## Requirements
Write out all of the entries that follow, word for word, but skip the pictures.
-- Begin --
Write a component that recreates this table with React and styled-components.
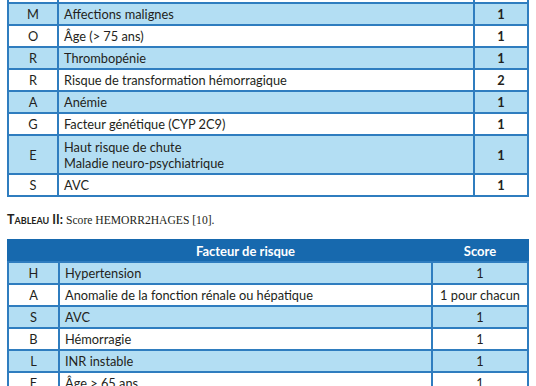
import React from 'react'
import styled, { createGlobalStyle } from 'styled-components'

const GlobalStyle = createGlobalStyle`
  html, body {
    margin: 0;
    padding: 0;
    background: #ffffff;
  }
  body {
    width: 536px;
    height: 386px;
    overflow: hidden;
  }
`

const _colors = {
  border: '#2f7dbf',
  light: '#b3def3',
  header: '#1769ae',
  text: '#231f20',
}

const Page = styled.div`
  width: 536px;
  height: 386px;
  overflow: hidden;
  display: flex;
  flex-direction: column;
  padding-left: 7px;
  box-sizing: border-box;
  font-family: Lato, 'Open Sans', sans-serif;
  color: ${_colors.text};
`

const Table = styled.table`
  width: 522px;
  border-collapse: collapse;
  table-layout: fixed;
  font-size: 12.8px;
  margin-top: ${props => props.offset || 0}px;
`

const Row = styled.tr`
  background: ${props => (props.shaded ? _colors.light : '#ffffff')};
`

const Cell = styled.td`
  border: 2px solid ${_colors.border};
  height: ${props => props.h || 20}px;
  padding: 0 5px;
  line-height: 16px;
  text-align: ${props => (props.center ? 'center' : 'left')};
  font-weight: ${props => (props.bold ? 700 : 400)};
  vertical-align: middle;
  box-sizing: border-box;
`

const HeadCell = styled.th`
  background: ${_colors.header};
  color: #ffffff;
  font-weight: 700;
  font-size: 13px;
  height: 22px;
  padding: 0;
  line-height: 16px;
  text-align: center;
  box-sizing: border-box;
  border-top: 2px solid ${_colors.header};
  border-bottom: 2px solid ${_colors.border};
  border-left: ${props =>
    props.divider ? `2px solid #e6f3fb` : `2px solid ${_colors.header}`};
  border-right: 2px solid ${_colors.header};
`

const Caption = styled.p`
  margin: 16px 0 0;
  height: 14px;
  font-family: 'Liberation Serif', serif;
  font-size: 11.6px;
  line-height: 14px;
  color: #231f20;
`

const CaptionLabel = styled.span`
  font-family: Lato, 'Open Sans', sans-serif;
  font-weight: 700;
  font-variant: small-caps;
  font-size: 12.5px;
`

const firstTable = [
  ['M', 'Affections malignes', '1'],
  ['O', 'Âge (> 75 ans)', '1'],
  ['R', 'Thrombopénie', '1'],
  ['R', 'Risque de transformation hémorragique', '2'],
  ['A', 'Anémie', '1'],
  ['G', 'Facteur génétique (CYP 2C9)', '1'],
  ['E', ['Haut risque de chute', 'Maladie neuro-psychiatrique'], '1'],
  ['S', 'AVC', '1'],
]

const secondTable = [
  ['H', 'Hypertension', '1'],
  ['A', 'Anomalie de la fonction rénale ou hépatique', '1 pour chacun'],
  ['S', 'AVC', '1'],
  ['B', 'Hémorragie', '1'],
  ['L', 'INR instable', '1'],
  ['E', 'Âge > 65 ans', '1'],
]

function Label({ value }) {
  if (Array.isArray(value)) {
    return value.map((line, i) => <div key={i}>{line}</div>)
  }
  return value
}

export default function App() {
  return (
    <Page>
      <GlobalStyle />
      <Table offset={-18}>
        <colgroup>
          <col style={{ width: 50 }} />
          <col />
          <col style={{ width: 54 }} />
        </colgroup>
        <tbody>
          <Row>
            <Cell center />
            <Cell />
            <Cell center />
          </Row>
          {firstTable.map(([letter, label, score], i) => (
            <Row key={i} shaded={i % 2 === 0}>
              <Cell center h={Array.isArray(label) ? 39 : 22}>
                {letter}
              </Cell>
              <Cell>
                <Label value={label} />
              </Cell>
              <Cell center bold>
                {score}
              </Cell>
            </Row>
          ))}
        </tbody>
      </Table>

      <Caption>
        <CaptionLabel>Tableau II: </CaptionLabel>
        Score HEMORR2HAGES [10].
      </Caption>

      <Table offset={12}>
        <colgroup>
          <col style={{ width: 51 }} />
          <col />
          <col style={{ width: 96 }} />
        </colgroup>
        <thead>
          <tr>
            <HeadCell />
            <HeadCell divider>Facteur de risque</HeadCell>
            <HeadCell divider>Score</HeadCell>
          </tr>
        </thead>
        <tbody>
          {secondTable.map(([letter, label, score], i) => (
            <Row key={i} shaded={i % 2 === 0}>
              <Cell center h={22}>
                {letter}
              </Cell>
              <Cell>{label}</Cell>
              <Cell center>{score}</Cell>
            </Row>
          ))}
        </tbody>
      </Table>
    </Page>
  )
}
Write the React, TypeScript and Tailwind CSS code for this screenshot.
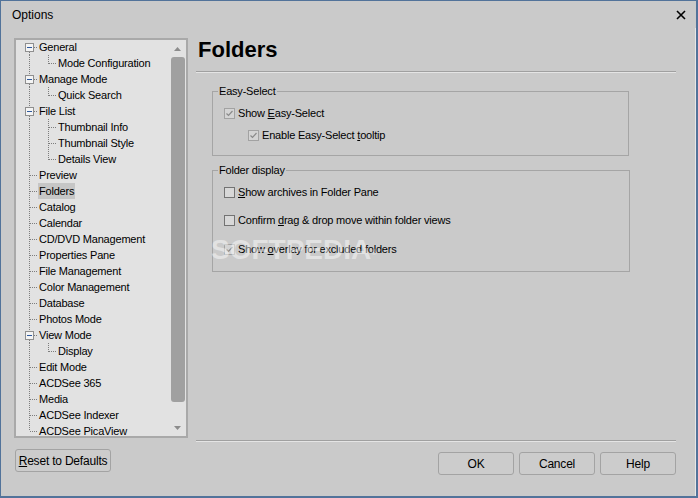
-- End --
## Solution to the exercise
Write a component that recreates this table with React and styled-components.
import React from 'react'
import styled, { createGlobalStyle } from 'styled-components'

const GlobalStyle = createGlobalStyle`
  html, body {
    margin: 0;
    padding: 0;
    background: #ffffff;
  }
  body {
    width: 536px;
    height: 386px;
    overflow: hidden;
  }
`

const _colors = {
  border: '#2f7dbf',
  light: '#b3def3',
  header: '#1769ae',
  text: '#231f20',
}

const Page = styled.div`
  width: 536px;
  height: 386px;
  overflow: hidden;
  display: flex;
  flex-direction: column;
  padding-left: 7px;
  box-sizing: border-box;
  font-family: Lato, 'Open Sans', sans-serif;
  color: ${_colors.text};
`

const Table = styled.table`
  width: 522px;
  border-collapse: collapse;
  table-layout: fixed;
  font-size: 12.8px;
  margin-top: ${props => props.offset || 0}px;
`

const Row = styled.tr`
  background: ${props => (props.shaded ? _colors.light : '#ffffff')};
`

const Cell = styled.td`
  border: 2px solid ${_colors.border};
  height: ${props => props.h || 20}px;
  padding: 0 5px;
  line-height: 16px;
  text-align: ${props => (props.center ? 'center' : 'left')};
  font-weight: ${props => (props.bold ? 700 : 400)};
  vertical-align: middle;
  box-sizing: border-box;
`

const HeadCell = styled.th`
  background: ${_colors.header};
  color: #ffffff;
  font-weight: 700;
  font-size: 13px;
  height: 22px;
  padding: 0;
  line-height: 16px;
  text-align: center;
  box-sizing: border-box;
  border-top: 2px solid ${_colors.header};
  border-bottom: 2px solid ${_colors.border};
  border-left: ${props =>
    props.divider ? `2px solid #e6f3fb` : `2px solid ${_colors.header}`};
  border-right: 2px solid ${_colors.header};
`

const Caption = styled.p`
  margin: 16px 0 0;
  height: 14px;
  font-family: 'Liberation Serif', serif;
  font-size: 11.6px;
  line-height: 14px;
  color: #231f20;
`

const CaptionLabel = styled.span`
  font-family: Lato, 'Open Sans', sans-serif;
  font-weight: 700;
  font-variant: small-caps;
  font-size: 12.5px;
`

const firstTable = [
  ['M', 'Affections malignes', '1'],
  ['O', 'Âge (> 75 ans)', '1'],
  ['R', 'Thrombopénie', '1'],
  ['R', 'Risque de transformation hémorragique', '2'],
  ['A', 'Anémie', '1'],
  ['G', 'Facteur génétique (CYP 2C9)', '1'],
  ['E', ['Haut risque de chute', 'Maladie neuro-psychiatrique'], '1'],
  ['S', 'AVC', '1'],
]

const secondTable = [
  ['H', 'Hypertension', '1'],
  ['A', 'Anomalie de la fonction rénale ou hépatique', '1 pour chacun'],
  ['S', 'AVC', '1'],
  ['B', 'Hémorragie', '1'],
  ['L', 'INR instable', '1'],
  ['E', 'Âge > 65 ans', '1'],
]

function Label({ value }) {
  if (Array.isArray(value)) {
    return value.map((line, i) => <div key={i}>{line}</div>)
  }
  return value
}

export default function App() {
  return (
    <Page>
      <GlobalStyle />
      <Table offset={-18}>
        <colgroup>
          <col style={{ width: 50 }} />
          <col />
          <col style={{ width: 54 }} />
        </colgroup>
        <tbody>
          <Row>
            <Cell center />
            <Cell />
            <Cell center />
          </Row>
          {firstTable.map(([letter, label, score], i) => (
            <Row key={i} shaded={i % 2 === 0}>
              <Cell center h={Array.isArray(label) ? 39 : 22}>
                {letter}
              </Cell>
              <Cell>
                <Label value={label} />
              </Cell>
              <Cell center bold>
                {score}
              </Cell>
            </Row>
          ))}
        </tbody>
      </Table>

      <Caption>
        <CaptionLabel>Tableau II: </CaptionLabel>
        Score HEMORR2HAGES [10].
      </Caption>

      <Table offset={12}>
        <colgroup>
          <col style={{ width: 51 }} />
          <col />
          <col style={{ width: 96 }} />
        </colgroup>
        <thead>
          <tr>
            <HeadCell />
            <HeadCell divider>Facteur de risque</HeadCell>
            <HeadCell divider>Score</HeadCell>
          </tr>
        </thead>
        <tbody>
          {secondTable.map(([letter, label, score], i) => (
            <Row key={i} shaded={i % 2 === 0}>
              <Cell center h={22}>
                {letter}
              </Cell>
              <Cell>{label}</Cell>
              <Cell center>{score}</Cell>
            </Row>
          ))}
        </tbody>
      </Table>
    </Page>
  )
}
Write the React, TypeScript and Tailwind CSS code for this screenshot.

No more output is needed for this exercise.